Variant Mapping

MaveDB uses the variant descriptions provided in the score and count data tables to map variants to genomic coordinates. This mapping allows MaveDB to integrate with external resources such as ClinGen, ClinVar, and gnomAD.

Note

Variant mapping is only performed for datasets with a human target sequence.

This process was made possible by a novel method for mapping MAVE data written by Arbesfeld et al. (2025). The method is described in detail in the linked publication, and summarized briefly below.

Mapping process

Variants are mapped to genomic coordinates upon upload of a score set. The mapping process involves the following steps:

  1. Target sequence alignment: The target sequence provided with the score set is aligned to the reference genome using BLAT. This step determines the genomic location of the target sequence and identifies the corresponding transcript(s).
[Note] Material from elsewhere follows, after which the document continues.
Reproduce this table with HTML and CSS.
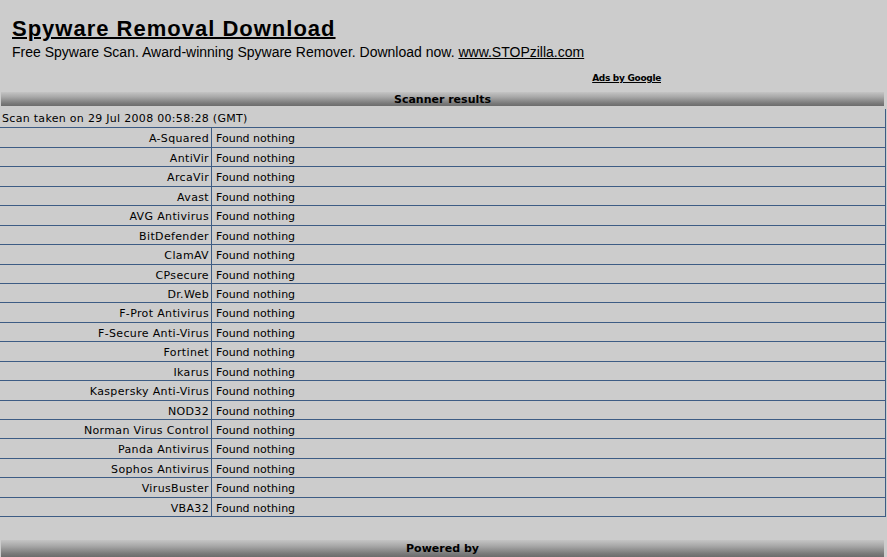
FILE: index.html
```html
<!DOCTYPE html>
<html>
<head>
<meta charset="utf-8">
<link rel="stylesheet" href="styles.css">
</head>
<body>
<div class="ad">
  <a class="ad-title" href="#">Spyware Removal Download</a>
  <div class="ad-text">Free Spyware Scan. Award-winning Spyware Remover. Download now. <a href="#">www.STOPzilla.com</a></div>
  <div class="ad-by"><a href="#">Ads by Google</a></div>
</div>
<div class="bar">Scanner results</div>
<div class="results">
  <div class="scan-row">Scan taken on 29 Jul 2008 00:58:28 (GMT)</div>
  <div class="row"><div class="name">A-Squared</div><div class="res">Found nothing</div></div>
  <div class="row"><div class="name">AntiVir</div><div class="res">Found nothing</div></div>
  <div class="row"><div class="name">ArcaVir</div><div class="res">Found nothing</div></div>
  <div class="row"><div class="name">Avast</div><div class="res">Found nothing</div></div>
  <div class="row"><div class="name">AVG Antivirus</div><div class="res">Found nothing</div></div>
  <div class="row"><div class="name">BitDefender</div><div class="res">Found nothing</div></div>
  <div class="row"><div class="name">ClamAV</div><div class="res">Found nothing</div></div>
  <div class="row"><div class="name">CPsecure</div><div class="res">Found nothing</div></div>
  <div class="row"><div class="name">Dr.Web</div><div class="res">Found nothing</div></div>
  <div class="row"><div class="name">F-Prot Antivirus</div><div class="res">Found nothing</div></div>
  <div class="row"><div class="name">F-Secure Anti-Virus</div><div class="res">Found nothing</div></div>
  <div class="row"><div class="name">Fortinet</div><div class="res">Found nothing</div></div>
  <div class="row"><div class="name">Ikarus</div><div class="res">Found nothing</div></div>
  <div class="row"><div class="name">Kaspersky Anti-Virus</div><div class="res">Found nothing</div></div>
  <div class="row"><div class="name">NOD32</div><div class="res">Found nothing</div></div>
  <div class="row"><div class="name">Norman Virus Control</div><div class="res">Found nothing</div></div>
  <div class="row"><div class="name">Panda Antivirus</div><div class="res">Found nothing</div></div>
  <div class="row"><div class="name">Sophos Antivirus</div><div class="res">Found nothing</div></div>
  <div class="row"><div class="name">VirusBuster</div><div class="res">Found nothing</div></div>
  <div class="row"><div class="name">VBA32</div><div class="res">Found nothing</div></div>
</div>
<div class="bar bar-bottom">Powered by</div>
</body>
</html>
```
FILE: styles.css
```css
html, body {
  margin: 0;
  padding: 0;
  background: #cccccc;
  overflow: hidden;
}
body {
  font-family: "DejaVu Sans", Verdana, sans-serif;
  font-size: 11px;
  color: #000;
}
a { color: #000; }
.ad {
  padding: 16px 0 0 12px;
  height: 78px;
  box-sizing: border-box;
  font-family: "Liberation Sans", Arial, sans-serif;
}
.ad-title {
  display: inline-block;
  font-size: 22px;
  letter-spacing: 1px;
  font-weight: bold;
  line-height: 26px;
  text-decoration-thickness: 2px;
}
.ad-text {
  margin-top: 2px;
  font-size: 14px;
  line-height: 16px;
}
.ad-by {
  width: 649px;
  text-align: right;
  margin-top: 12px;
  font-family: "DejaVu Sans", Verdana, sans-serif;
  font-size: 9px;
  letter-spacing: -0.3px;
  font-weight: bold;
  line-height: 12px;
}
.bar {
  margin: 14px 3px 0 1px;
  height: 14px;
  line-height: 15px;
  background: linear-gradient(#c4c4c4, #a8a8a8 35%, #7a7a7a 80%, #6c6c6c);
  text-align: center;
  font-weight: bold;
  font-size: 11px;
}
.results {
  margin-top: 3px;
  width: 886px;
}
.scan-row, .row {
  height: 18.45px;
  line-height: 21px;
  border-bottom: 1px solid #3d5c84;
  border-right: 1px solid #3d5c84;
  white-space: nowrap;
}
.scan-row {
  padding-left: 2px;
  line-height: 20px;
  letter-spacing: 0.3px;
}
.row {
  display: flex;
}
.name {
  width: 209px;
  text-align: right;
  padding-right: 2px;
  letter-spacing: 0.35px;
  border-right: 1px solid #3d5c84;
}
.res {
  padding-left: 4px;
}
.bar-bottom {
  margin-top: 23px;
  height: 17px;
  line-height: 17px;
}
```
  2. Transcript selection: If multiple candidate transcripts are identified in the alignment step, the most appropriate transcript is selected. Where possible, we prioritize MANE Select transcripts, followed by RefSeq Select transcripts, and then the longest matching transcript.

  3. Variant translation: Each variant in the score and count data tables is converted from MAVE-HGVS format to standard HGVS format and translated with respect to the selected transcript. This step accounts for any offset between the target sequence and the transcript.

  4. VRS translation: The HGVS variant descriptions are then converted to GA4GH VRS format using the VRS-Python library. This standardized representation facilitates interoperability with other genomic databases and tools, as well as standardizing all output variant representations for future mapped variation.

Note

In some cases, variants may not be successfully mapped due to issues such as ambiguous target sequences, complex variant types, or discrepancies between the target and reference genome. MaveDB logs these instances and provides feedback to data contributors to help resolve mapping issues.

Although some mapping failures represent true limitations of the data, others can be addressed by correcting errors in the submitted variants or target sequences.

It is highly recommended that data contributors review the mapping results after uploading a score set to ensure that variants have been accurately mapped. Contributors can view mapping results on the score set page and download a report of mapped and unmapped variants.

Mapping failures do not prevent datasets from being published in MaveDB, but mapped variants are required for certain features such as variant search, linkages with certain external resources, and inclusion in MaveMD.

Mapping integrations

Mapped variants are integral to MaveDB’s integration with external data sources. Whereas variants prior to mapping are only described with respect to the target sequence, mapped variants can be linked to genomic coordinates and transcripts, enabling connections to resources such as ClinVar, gnomAD, and ClinGen. Mapped variants also enable MaveDB to provide GA4GH VRS representations of variants for download and programmatic access via the MaveDB API.

This mapping and the integrations they facilitate enhance the utility of MaveDB and power MaveMD by enabling features like variant search and score calibrations.